In the present investigation, original fracture tests were carried out on U-notched rectangular specimens made of PMMA and GPPS polymers under compressive loading. As the main outcomes of the experimental campaign, the failure evidence and the load-carrying capacity (LCC) of the different notched specimens were obtained and analyzed. Experimental calibration methods based on the theory of critical distances (TCD) were implemented to obtain the critical stress and the critical distances of the MTS and the MS criteria. The compressive critical stress of the two analyzed polymers were also estimated through the equivalent material concept (EMC), which was extended for the first time from tensile loading to compressive loading.
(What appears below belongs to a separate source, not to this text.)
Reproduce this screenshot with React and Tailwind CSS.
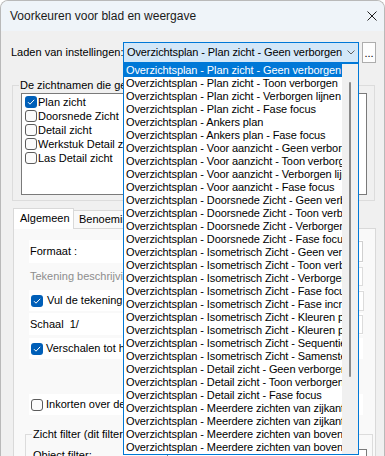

The results indicated that the EMC was quite successful in estimating the critical stress derived from the experimental calibration. It was also revealed that the MTS, MS, EMC–MTS, and EMC–MS criteria were all efficient in predicting the experimentally achieved fracture loads of the U-notched PMMA and GPPS samples under negative mode I loading conditions.